The Wall Street Journal basically recommends the same solution. While I would support these preventive measures as a logical first resort, I think a mature Iran policy should emphasize embargoes and more sanctions are no substitute for what Netanyahu calls a “credible military threat” if Iran pursues WMDs in defiance of their obligations under the Nuclear Non-Proliferation Treaty, and undeterred by UN sanctions and arms embargoes.
Today’s Iran Hawks Need to Face up to the Limits of Sanctions
Indeed we need to have the far-sight to consider where it would leave us if Iran were to repudiate cooperation with the IAEA. They already have. They have only contempt for the IAEA. And we sanction them a lot already. Trump sanctioned them a hell of a lot. Sanctions don’t seem to be working, especially not with Russia and China in their back pocket. I’ve seen some right-wingers argue the sanctions by strangling the economy have emboldened the protesters. But there is another argument that sanctions have only hardened the regime and made it harder for the protesters. And there’s no question that since Trump abandoned the Iran deal that under his “maximum pressure” campaign of sanctions that Biden moronically has chosen to quietly hit the brakes on, the weapons program has accelerated, unconstrained and undeterred by the US’s clear pivot to abandon the Middle East under the last three populist anti-interventionist administrations.
The Case for Contingency Planning
We need to confront the inconvenient reality that economic sanctions and diplomacy won’t be enough to contain Iran or stop them going nuclear, and potentially bringing the might of the US military back into the Middle East. Sanctions are a blunt instrument insufficient for containing a heavily armed—and arming—countries with deeply radical ideologies. And the UN is mainly a symbolic organization with no universally legitimate authority to guarantee world peace and cooperation.
And Iran is pretty close to acquiring WMD’s already. We can try and impose a new regime of rules on them, but we have already tried this, and it doesn’t seem to be working. Let’s be honest. Though we still have a lot of diplomatic and economic options at our disposal, no amount of diplomacy or sanctions so far seems sufficiently stringent to contain Iran’s imminent break out. Even if we trigger the snapback mechanism of the JCPOA and with the IAEA we successfully limit their program—perhaps by destroying some centrifuges, setting up more surveillance cameras—Iran already has the knowledge to build the bomb.

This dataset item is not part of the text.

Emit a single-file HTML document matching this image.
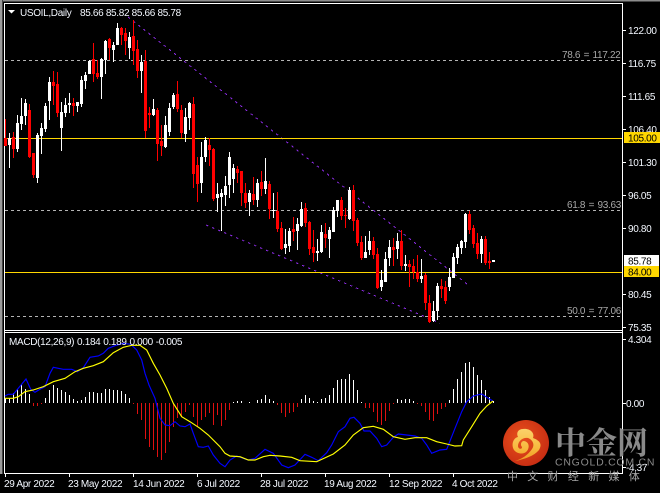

When I listen to conservative Iran hawks drone about more sanctions, I feel tired to read this stuff. I think before we do anything else, we should be thinking about marshalling together the support of US-Israel allied nations, and uniting with Netanyahu to simply clobber the IRGC.
Before we go any further with sanctions or embargoes, we need to be real, and we need to be straight, and we need to at least put military force on the table. Jonathan Schechter in his Hudson Institute article, “The System is Blinking Red Over Iran” admits,
… the president, his administration, and Congress can make clear that the United States and its allies can and will use force to prevent Iran from violating its nuclear obligations. The United States would not be moving its red lines, but rather enforcing them. Doing so would send a powerful message to Iranian leaders that they have already crossed America’s red lines and need to back down.
Such a threat might not be effective. But without a credible American commitment to use force, no diplomatic solution to the Iranian nuclear problem is possible
Time to Get all Tangled up in the Middle East Again: the Smart Way to Beat Back Russia and China
Iran is a revanchist rogue terrorist, radical Islamic, fascist beast. And the Middle East is a much more dangerous place now than it has been in decades with America gone and clearly desiring to stay away after Afghanistan, Israel vulnerable left to fend for themselves, the Saudis pacified and more interested in American golf anyway. Moreover as we deserted the Middle East the Islamic republic has the support of China the second biggest economy in the world, and Russia their rogue genocidal twin, and I suppose Bashar Al-Assad. Jesus Christ
Short of igniting a full blown Iraq War redux, we should draft plans to unite with Netanyahu who has already offered his support and wants our help, to knock out the Revolutionary Guard. With the combined force of the US and Israeli militaries, we should fly in and concuss them at marginal expense and inflict a devastating toll on their nuclear program. Instead of thinking of this as a last resort, we should think of it as an opportunity to show the world the West will not stand for nuclear proliferation, for terrorism or territorial aggression, and that we’re still hard on this stuff, and perhaps liberating Iranian women particularly from the tyranny of radical Islamic oppression.
— Jay
I agree with you about the fact that "more" sanctions are likely to do little to stop Iran from doing whatever it wants to do but I am not sure how the type of military action you propose would actually works. None of Iran's direct neighbors(Turkey, Afghanistan, Azerbaijian, Pakistan, and Iraq) would support military action(unlike Kuwait against Iraq in 2003) and by many accounts all actually support the mullahs in Tehran. Essentially the US and Israel would have to re-invade Iraq simply to even get to Iran first and I am not all sure Kuwait would support another invasion of Iraq simply for US troops to move on from to Iran. So we would what have to invade Syria from Israel through the Golan to invade Iraq to invade Iran? I don't think in a million years the American people would ever support such a strategy.